From the listing below, extract each entry exactly as written, minus the images.
# START OF EXERCISE INPUTS
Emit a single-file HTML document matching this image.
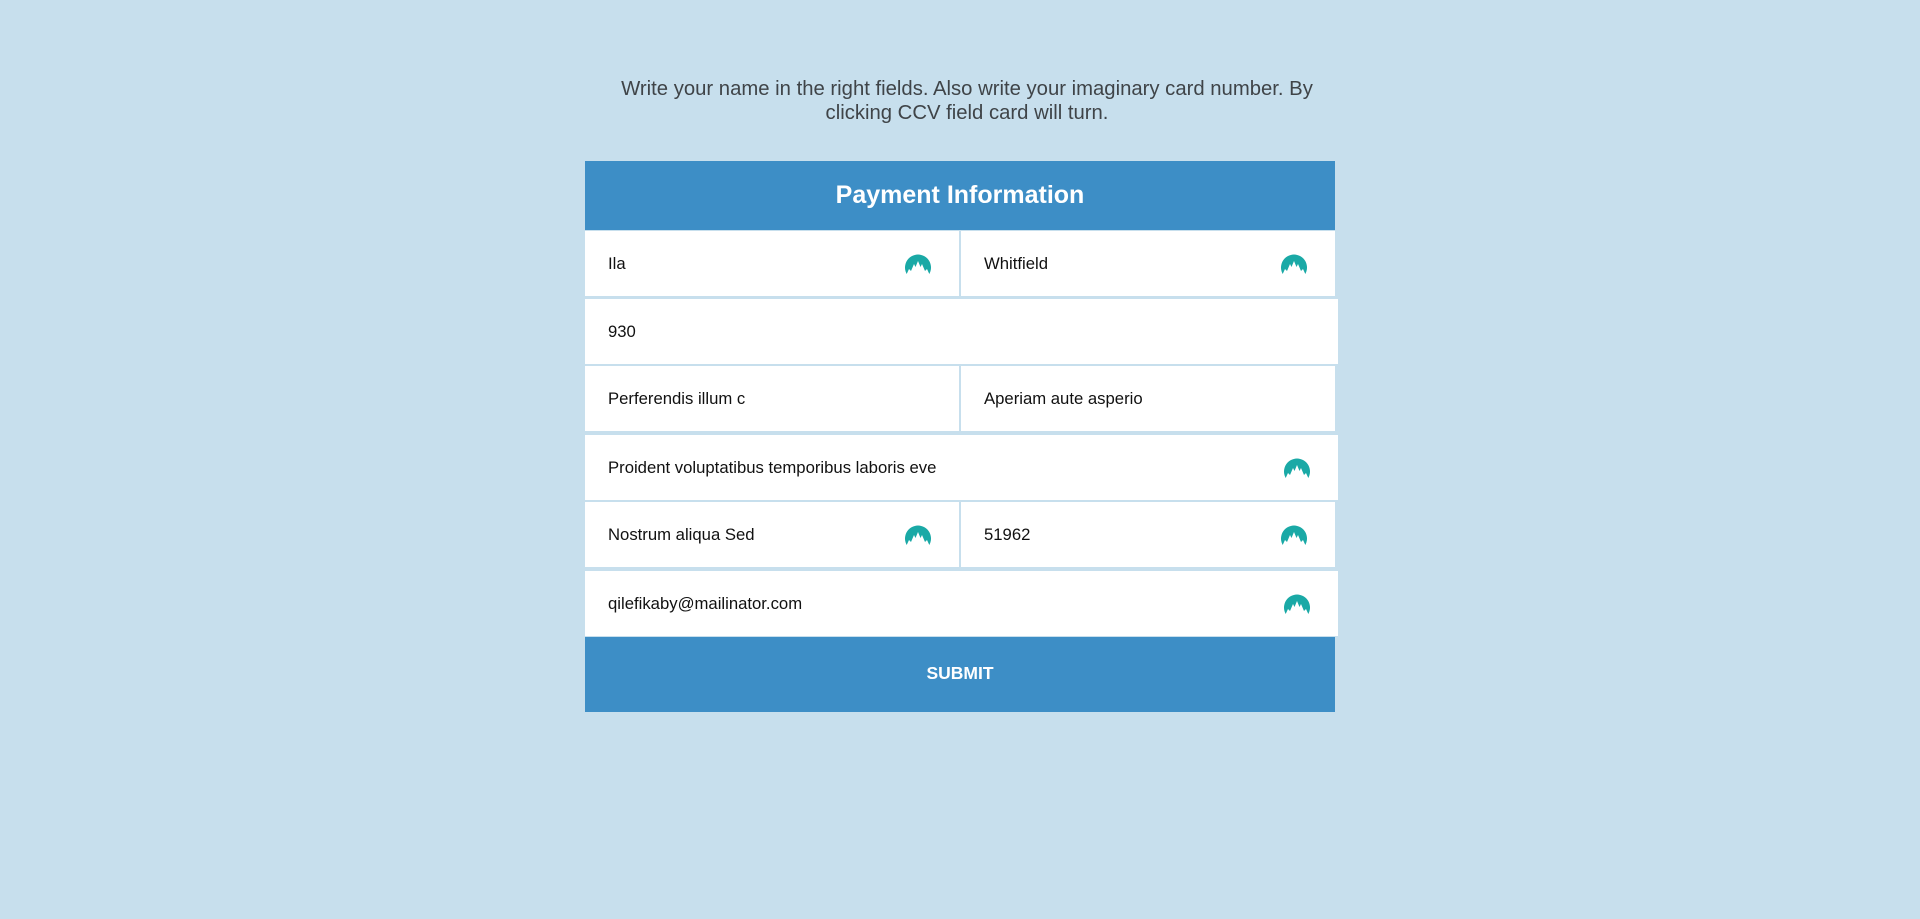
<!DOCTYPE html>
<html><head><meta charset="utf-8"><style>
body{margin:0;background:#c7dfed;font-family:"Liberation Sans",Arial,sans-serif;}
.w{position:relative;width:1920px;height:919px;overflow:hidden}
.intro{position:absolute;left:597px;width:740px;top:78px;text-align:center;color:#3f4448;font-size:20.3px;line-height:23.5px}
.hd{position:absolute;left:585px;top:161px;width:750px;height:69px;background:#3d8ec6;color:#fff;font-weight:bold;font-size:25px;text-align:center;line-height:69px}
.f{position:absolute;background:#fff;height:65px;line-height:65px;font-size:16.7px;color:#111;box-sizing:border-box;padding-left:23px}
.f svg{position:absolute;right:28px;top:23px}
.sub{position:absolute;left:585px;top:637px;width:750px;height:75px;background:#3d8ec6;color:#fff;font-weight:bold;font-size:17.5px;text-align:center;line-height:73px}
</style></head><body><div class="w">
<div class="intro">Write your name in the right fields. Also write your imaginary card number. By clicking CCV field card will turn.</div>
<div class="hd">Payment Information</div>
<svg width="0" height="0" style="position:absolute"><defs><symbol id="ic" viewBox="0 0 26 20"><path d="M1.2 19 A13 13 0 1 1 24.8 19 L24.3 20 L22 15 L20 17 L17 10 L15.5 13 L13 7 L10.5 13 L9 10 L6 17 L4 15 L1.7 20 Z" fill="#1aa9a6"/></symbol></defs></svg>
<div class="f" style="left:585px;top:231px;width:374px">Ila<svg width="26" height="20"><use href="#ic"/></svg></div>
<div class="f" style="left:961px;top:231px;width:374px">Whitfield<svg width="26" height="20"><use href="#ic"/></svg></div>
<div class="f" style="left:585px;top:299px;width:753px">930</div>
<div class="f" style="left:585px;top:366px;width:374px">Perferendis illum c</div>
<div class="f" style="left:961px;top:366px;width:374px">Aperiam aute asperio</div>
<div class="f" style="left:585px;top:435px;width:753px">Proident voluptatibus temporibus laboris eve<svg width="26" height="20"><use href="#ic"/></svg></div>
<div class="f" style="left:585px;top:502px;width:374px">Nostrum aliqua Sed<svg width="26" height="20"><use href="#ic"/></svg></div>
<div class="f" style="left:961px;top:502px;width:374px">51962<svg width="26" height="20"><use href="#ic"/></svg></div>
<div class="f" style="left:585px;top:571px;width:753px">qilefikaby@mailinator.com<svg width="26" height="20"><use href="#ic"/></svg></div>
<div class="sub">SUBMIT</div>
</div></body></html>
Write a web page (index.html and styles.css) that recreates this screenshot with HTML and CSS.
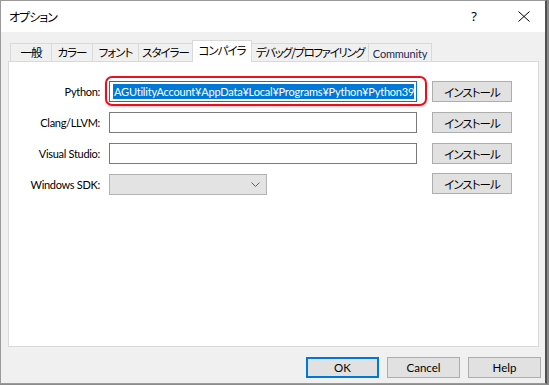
# END OF EXERCISE INPUTS
> OUTPUT:
Emit a single-file HTML document matching this image.
<!DOCTYPE html>
<html><head><meta charset="utf-8"><style>
body{margin:0;background:#c7dfed;font-family:"Liberation Sans",Arial,sans-serif;}
.w{position:relative;width:1920px;height:919px;overflow:hidden}
.intro{position:absolute;left:597px;width:740px;top:78px;text-align:center;color:#3f4448;font-size:20.3px;line-height:23.5px}
.hd{position:absolute;left:585px;top:161px;width:750px;height:69px;background:#3d8ec6;color:#fff;font-weight:bold;font-size:25px;text-align:center;line-height:69px}
.f{position:absolute;background:#fff;height:65px;line-height:65px;font-size:16.7px;color:#111;box-sizing:border-box;padding-left:23px}
.f svg{position:absolute;right:28px;top:23px}
.sub{position:absolute;left:585px;top:637px;width:750px;height:75px;background:#3d8ec6;color:#fff;font-weight:bold;font-size:17.5px;text-align:center;line-height:73px}
</style></head><body><div class="w">
<div class="intro">Write your name in the right fields. Also write your imaginary card number. By clicking CCV field card will turn.</div>
<div class="hd">Payment Information</div>
<svg width="0" height="0" style="position:absolute"><defs><symbol id="ic" viewBox="0 0 26 20"><path d="M1.2 19 A13 13 0 1 1 24.8 19 L24.3 20 L22 15 L20 17 L17 10 L15.5 13 L13 7 L10.5 13 L9 10 L6 17 L4 15 L1.7 20 Z" fill="#1aa9a6"/></symbol></defs></svg>
<div class="f" style="left:585px;top:231px;width:374px">Ila<svg width="26" height="20"><use href="#ic"/></svg></div>
<div class="f" style="left:961px;top:231px;width:374px">Whitfield<svg width="26" height="20"><use href="#ic"/></svg></div>
<div class="f" style="left:585px;top:299px;width:753px">930</div>
<div class="f" style="left:585px;top:366px;width:374px">Perferendis illum c</div>
<div class="f" style="left:961px;top:366px;width:374px">Aperiam aute asperio</div>
<div class="f" style="left:585px;top:435px;width:753px">Proident voluptatibus temporibus laboris eve<svg width="26" height="20"><use href="#ic"/></svg></div>
<div class="f" style="left:585px;top:502px;width:374px">Nostrum aliqua Sed<svg width="26" height="20"><use href="#ic"/></svg></div>
<div class="f" style="left:961px;top:502px;width:374px">51962<svg width="26" height="20"><use href="#ic"/></svg></div>
<div class="f" style="left:585px;top:571px;width:753px">qilefikaby@mailinator.com<svg width="26" height="20"><use href="#ic"/></svg></div>
<div class="sub">SUBMIT</div>
</div></body></html>
Write a web page (index.html and styles.css) that recreates this screenshot with HTML and CSS.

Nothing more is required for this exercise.